Tony Goldman was a visionary businessman who understood the importance of including historic preservation, art, culture, and pedestrian-oriented design into every project he undertook. What resulted from his tireless work ethic was the revitalization and preservation of many historic neighborhoods, including South Beach, Wynwood, New York’s SoHo and Financial District, and Philadelphia’s Center City.

In the 1980s, Mr. Goldman would make a business decision that would give him his reputation; he bought 18 run-down and crumbling historic properties in New York’s SoHo neighborhood, now a trendy residential loft district. He not only focused on the restoration of the buildings, but he sought to round out the needs of the locals by bringing in restaurants, a jazz club and new retail. He knew his investments would succeed because the area “had architectural integrity, a small scale, and a community that was obsessed with grass-roots preservation.”
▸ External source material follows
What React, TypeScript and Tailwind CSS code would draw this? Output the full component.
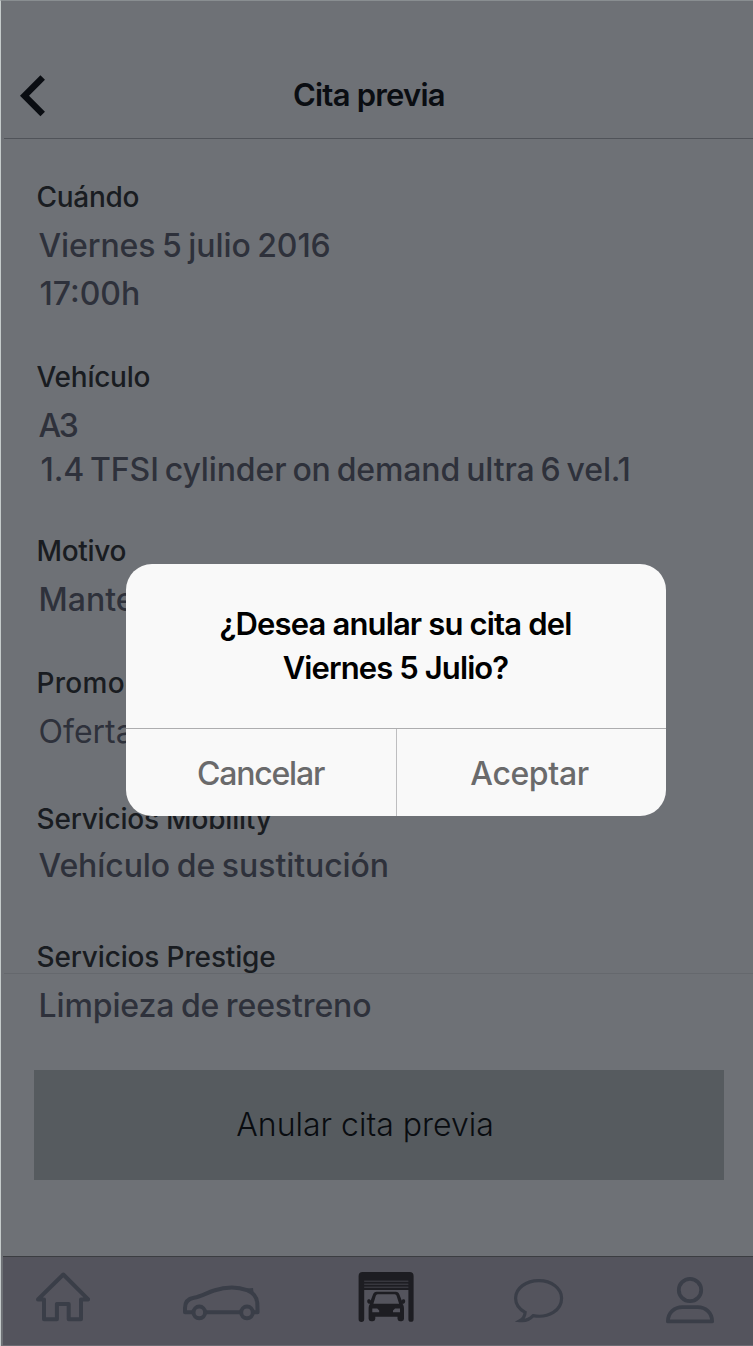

He saw the same elements in the community of Miami Beach when he visited in 1985. After buying and restoring more than 18 historic Art Deco properties, he was one of the key people responsible for the complete turnaround that has made South Beach prosperous. Mr. Goldman was recently awarded the Doc Baker Lifetime Achievement Award from the Miami Beach Chamber of Commerce and the 2010 Louise du Pont Crowninshield from the National Trust for Historic Preservation. This award is being given posthumously, but Mr. Goldman’s vision and accomplishments will continue to inspire the preservation community for generations to come.

The Historic Preservation Board was created in 1981 and is vested with the power to designate and administer the historical, cultural, archaeological, paleontological, and architectural resources in Miami-Dade County, Florida, as prescribed by County ordinance 16A. Its jurisdiction includes all of unincorporated sections of the County, as well as the 25 municipalities that do not have their own historic preservation program or staff.